Under the scheme, which will be shut down on October 1, the introducers were only meant to provide a name and a contact number for a potential customer.
However, an ASIC investigation found that NAB bankers accepted additional information and documentation from 25 unlicensed introducers, which included completed home loan applications, pay slips, copies of customer identification documents and more.
It's alleged some of these documents were false.
Earlier this week former NAB branch manager Mathew Alwan, who is not one of the 16 bankers involved in ASIC's action, pleaded guilty to fraud over his role in an alleged multimillion-dollar scam exploiting the introducer scheme.
ASIC will tell the Federal Court that the introducers' conduct put consumers at risk of fraud and potentially shunted them into loans that were unsuitable. It will allege NAB breached laws by accepting the assistance of unlicensed introducers. Each breach of the Credit Act carries a maximum penalty of between $1.7 and $1.8 million.
NAB chief legal counsel Sharon Cook said the bank would "take this legal action seriously and will now carefully assess the allegations".

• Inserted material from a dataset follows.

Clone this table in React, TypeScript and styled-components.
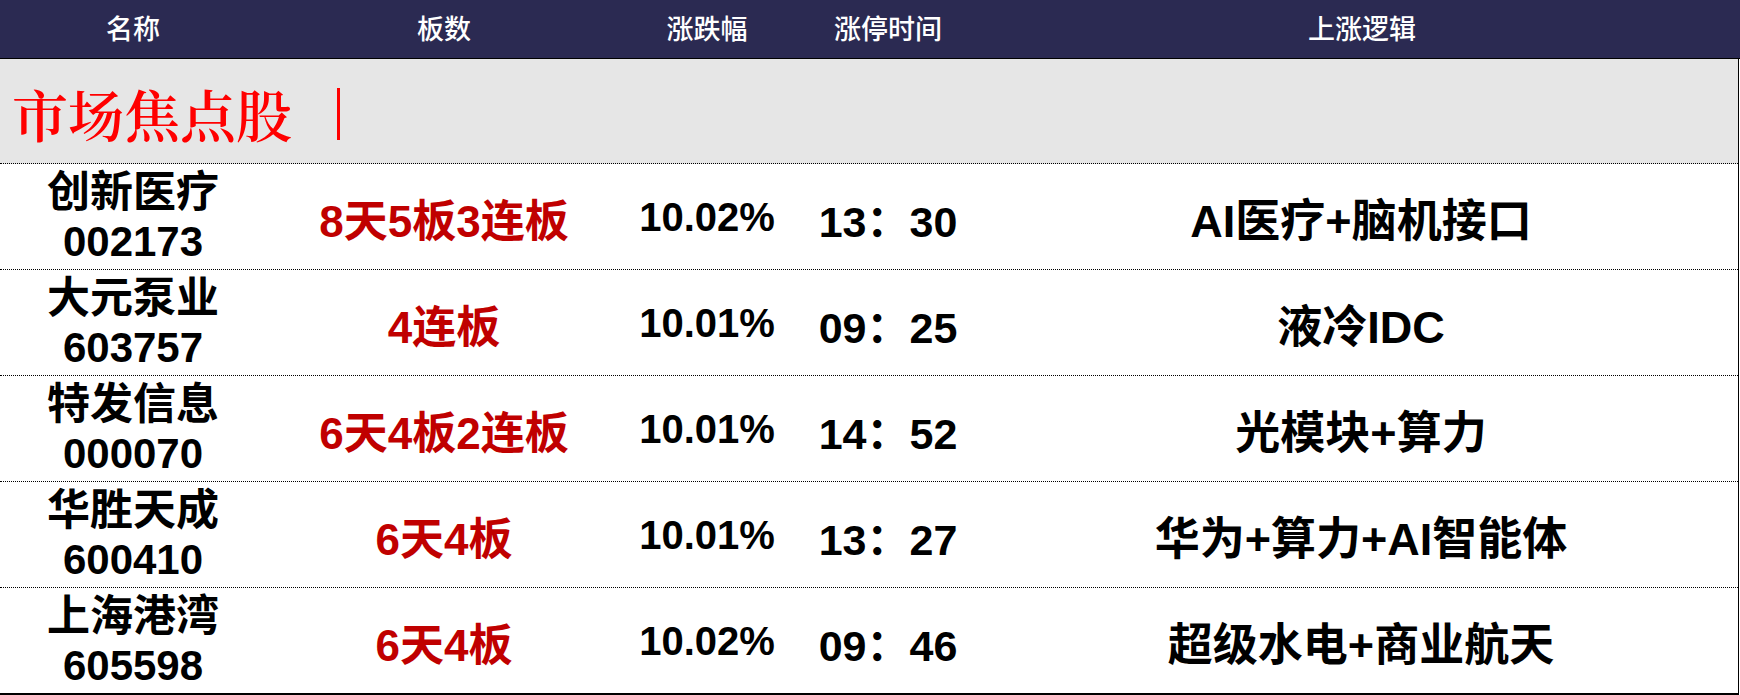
import styled, { createGlobalStyle } from 'styled-components';

const GlobalStyle = createGlobalStyle`
  html, body {
    margin: 0;
    padding: 0;
    background: #fff;
  }
  body {
    font-family: 'Liberation Sans', 'Noto Sans CJK SC', sans-serif;
  }
`;

const COLS = '266px 356px 170px 192px 1fr';

const stocks = [
  { name: '创新医疗', code: '002173', boards: '8天5板3连板', change: '10.02%', time: '13：30', logic: 'AI医疗+脑机接口' },
  { name: '大元泵业', code: '603757', boards: '4连板', change: '10.01%', time: '09：25', logic: '液冷IDC' },
  { name: '特发信息', code: '000070', boards: '6天4板2连板', change: '10.01%', time: '14：52', logic: '光模块+算力' },
  { name: '华胜天成', code: '600410', boards: '6天4板', change: '10.01%', time: '13：27', logic: '华为+算力+AI智能体' },
  { name: '上海港湾', code: '605598', boards: '6天4板', change: '10.02%', time: '09：46', logic: '超级水电+商业航天' },
];

const App = () => {
  return (
    <Wrapper>
      <GlobalStyle />
      <HeaderRow>
        <HeadCell>名称</HeadCell>
        <HeadCell>板数</HeadCell>
        <HeadCell>涨跌幅</HeadCell>
        <HeadCell>涨停时间</HeadCell>
        <HeadCell>上涨逻辑</HeadCell>
      </HeaderRow>

      <Body>
        <Band>
          <BandTitle>市场焦点股</BandTitle>
          <Caret />
        </Band>

        {stocks.map((s, i) => (
          <Row key={s.code} $last={i === stocks.length - 1}>
            <NameCell>
              <span>{s.name}</span>
              <span>{s.code}</span>
            </NameCell>
            <Cell $red $size={44}>{s.boards}</Cell>
            <Cell $size={40}>{s.change}</Cell>
            <Cell $size={43}>{s.time}</Cell>
            <Cell $size={45}>{s.logic}</Cell>
          </Row>
        ))}
      </Body>
    </Wrapper>
  );
};

const Wrapper = styled.div`
  width: 1740px;
  height: 695px;
  overflow: hidden;
  display: flex;
  flex-direction: column;
`;

const HeaderRow = styled.div`
  display: grid;
  grid-template-columns: ${COLS};
  height: 58px;
  background-color: #2b2a52;
  border-bottom: 1px solid #000;
`;

const HeadCell = styled.div`
  display: flex;
  align-items: center;
  justify-content: center;
  color: #fff;
  font-family: 'Noto Sans CJK SC', sans-serif;
  font-size: 27px;
  font-weight: 500;
  padding-bottom: 3px;
`;

const Body = styled.div`
  display: flex;
  flex-direction: column;
  border-right: 1px solid #000;
  margin-right: 1px;
`;

const Band = styled.div`
  display: flex;
  align-items: center;
  height: 104px;
  background-color: #e6e6e6;
  border-bottom: 1px dotted #000;
  padding-left: 12px;
`;

const BandTitle = styled.span`
  color: #ff0000;
  font-family: 'Noto Serif CJK SC', 'Noto Sans CJK SC', serif;
  font-size: 56px;
  font-weight: 600;
  line-height: 1;
  padding-top: 4px;
`;

const Caret = styled.span`
  display: block;
  width: 3px;
  height: 52px;
  margin-left: 45px;
  margin-top: 6px;
  background-color: #ff0000;
`;

const Row = styled.div<{ $last?: boolean }>`
  display: grid;
  grid-template-columns: ${COLS};
  height: 105px;
  background: #fff;
  border-bottom: ${p => (p.$last ? '2px solid #000' : '1px dotted #000')};
`;

const Cell = styled.div<{ $red?: boolean; $size: number }>`
  display: flex;
  align-items: center;
  justify-content: center;
  font-family: 'Liberation Sans', 'Noto Sans CJK SC', sans-serif;
  font-size: ${p => p.$size}px;
  font-weight: 700;
  color: ${p => (p.$red ? '#c00000' : '#000')};
  white-space: nowrap;
  padding-top: 2px;
`;

const NameCell = styled.div`
  display: flex;
  flex-direction: column;
  align-items: center;
  justify-content: center;
  font-family: 'Liberation Sans', 'Noto Sans CJK SC', sans-serif;
  font-size: 42px;
  font-weight: 700;
  line-height: 49px;
  color: #000;

  span:first-child {
    font-size: 43px;
  }
`;

export default App;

"Throughout the royal commission we heard clearly that our actions need to change to meet the expectations of our customers and the community," Ms Cook said, noting the bank had set up a remediation program for affected customers.

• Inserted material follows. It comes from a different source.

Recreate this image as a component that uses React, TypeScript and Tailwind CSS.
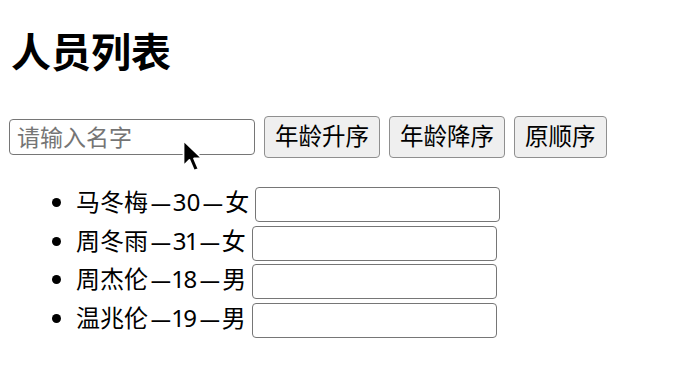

Last year, NAB told the royal commission that it expected to pay out "at the lower end of the range of $9 million to $23m" in relation to the program.
The introducer program was recently killed off by NAB acting chief executive and incoming chairman Phil Chronican, who took over from Andrew Thorburn and Ken Henry when the duo resigned in the wake of a shellacking by Mr Hayne in his final report.
The program was shut off to new referrals and by October will no longer exist.
The ASIC action marks the first major court action stemming from a royal commission referral, and the regulator has flagged it has almost 50 more in the pipeline.
Last month ASIC lodged a claim in the Federal Court stemming from the royal commission, alleging ANZ stung customers for more than $50 million as it charged fees to which it was not entitled for nearly 13 years.
NAB reported the fraud ring in western Sydney to police and sacked or showed the door to 21 bankers involved in the scandal, while 100 introducers had their agreements terminated.
However, documents released by the royal commission showed NAB knew about the western Sydney scandal in November 2015, at least three months before it reported the breach to the regulator, far longer than the 10-day window required by law.
NAB's own review of the fraud ring found that bankers were "double-dipping" on bonuses by duplicating and post-dating deals. It also found "kickbacks" between bankers and introducers, who also receive commissions for bringing borrowers to the bank.
NAB also missed "early warning signs" of fraudulent mortgage applications including "inflated salaries" for borrowers with mundane jobs, and out-of-kilter asset valuations and rental appraisals.